— START —

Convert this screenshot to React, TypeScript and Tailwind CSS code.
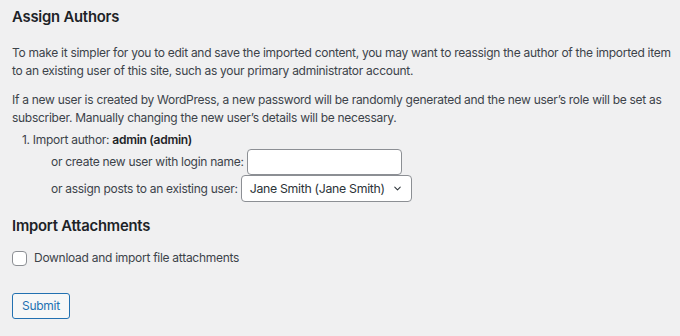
import { ChevronDown } from "lucide-react";

export default function App() {
  return (
    <main className="min-h-[336px] bg-[#f0f0f1] px-3 pt-[6px] font-['Inter',_sans-serif] text-[12px] leading-[18px] tracking-[-0.28px] text-[#3c434a]">
      <h2 className="text-[14.8px] font-semibold leading-[22px] tracking-[-0.2px] text-[#1d2327]">Assign Authors</h2>

      <p className="mt-[16px] w-[664px]">
        To make it simpler for you to edit and save the imported content, you may want to reassign the author of the
        imported item to an existing user of this site, such as your primary administrator account.
      </p>
      <p className="mt-[11px] w-[664px]">
        If a new user is created by WordPress, a new password will be randomly generated and the new user’s role will be
        set as subscriber. Manually changing the new user’s details will be necessary.
      </p>

      <ol className="mt-[4px] pl-[10px]">
        <li>
          <div>
            1. Import author: <strong className="font-semibold text-[#1d2327]">admin (admin)</strong>
          </div>
          <div className="flex flex-col pl-[29px]">
            <label className="flex items-center gap-[3px]">
              <span>or create new user with login name:</span>
              <input
                type="text"
                className="h-[26px] w-[155px] rounded-[4px] border border-[#8c8f94] bg-white px-2 outline-none"
              />
            </label>
            <label className="flex items-center gap-[3px]">
              <span>or assign posts to an existing user:</span>
              <div className="flex h-[27px] w-[171px] items-center justify-between whitespace-nowrap rounded-[4px] border border-[#8c8f94] bg-white pl-[8px] pr-[8px] text-[12.3px] tracking-[-0.3px] text-[#2c3338]">
                <span>Jane Smith (Jane Smith)</span>
                <ChevronDown className="h-[11px] w-[11px] text-[#2c3338]" strokeWidth={2.2} />
              </div>
            </label>
          </div>
        </li>
      </ol>

      <h2 className="mt-[13px] text-[14.8px] font-semibold leading-[22px] tracking-[-0.2px] text-[#1d2327]">
        Import Attachments
      </h2>

      <label className="mt-[12px] flex items-center gap-[7px]">
        <span className="h-[15px] w-[15px] rounded-[4px] border border-[#8c8f94] bg-white" />
        <span>Download and import file attachments</span>
      </label>

      <button
        type="button"
        className="mt-[26px] h-[26px] rounded-[3px] border border-[#2271b1] bg-[#f6f7f7] px-[9px] text-[12px] text-[#2271b1]"
      >
        Submit
      </button>
    </main>
  );
}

— END —

Your goal
Output the data above without changes, apart from leaving out the pictures.

Answer to this exercise
Convert this screenshot to React, TypeScript and Tailwind CSS code.
import { ChevronDown } from "lucide-react";

export default function App() {
  return (
    <main className="min-h-[336px] bg-[#f0f0f1] px-3 pt-[6px] font-['Inter',_sans-serif] text-[12px] leading-[18px] tracking-[-0.28px] text-[#3c434a]">
      <h2 className="text-[14.8px] font-semibold leading-[22px] tracking-[-0.2px] text-[#1d2327]">Assign Authors</h2>

      <p className="mt-[16px] w-[664px]">
        To make it simpler for you to edit and save the imported content, you may want to reassign the author of the
        imported item to an existing user of this site, such as your primary administrator account.
      </p>
      <p className="mt-[11px] w-[664px]">
        If a new user is created by WordPress, a new password will be randomly generated and the new user’s role will be
        set as subscriber. Manually changing the new user’s details will be necessary.
      </p>

      <ol className="mt-[4px] pl-[10px]">
        <li>
          <div>
            1. Import author: <strong className="font-semibold text-[#1d2327]">admin (admin)</strong>
          </div>
          <div className="flex flex-col pl-[29px]">
            <label className="flex items-center gap-[3px]">
              <span>or create new user with login name:</span>
              <input
                type="text"
                className="h-[26px] w-[155px] rounded-[4px] border border-[#8c8f94] bg-white px-2 outline-none"
              />
            </label>
            <label className="flex items-center gap-[3px]">
              <span>or assign posts to an existing user:</span>
              <div className="flex h-[27px] w-[171px] items-center justify-between whitespace-nowrap rounded-[4px] border border-[#8c8f94] bg-white pl-[8px] pr-[8px] text-[12.3px] tracking-[-0.3px] text-[#2c3338]">
                <span>Jane Smith (Jane Smith)</span>
                <ChevronDown className="h-[11px] w-[11px] text-[#2c3338]" strokeWidth={2.2} />
              </div>
            </label>
          </div>
        </li>
      </ol>

      <h2 className="mt-[13px] text-[14.8px] font-semibold leading-[22px] tracking-[-0.2px] text-[#1d2327]">
        Import Attachments
      </h2>

      <label className="mt-[12px] flex items-center gap-[7px]">
        <span className="h-[15px] w-[15px] rounded-[4px] border border-[#8c8f94] bg-white" />
        <span>Download and import file attachments</span>
      </label>

      <button
        type="button"
        className="mt-[26px] h-[26px] rounded-[3px] border border-[#2271b1] bg-[#f6f7f7] px-[9px] text-[12px] text-[#2271b1]"
      >
        Submit
      </button>
    </main>
  );
}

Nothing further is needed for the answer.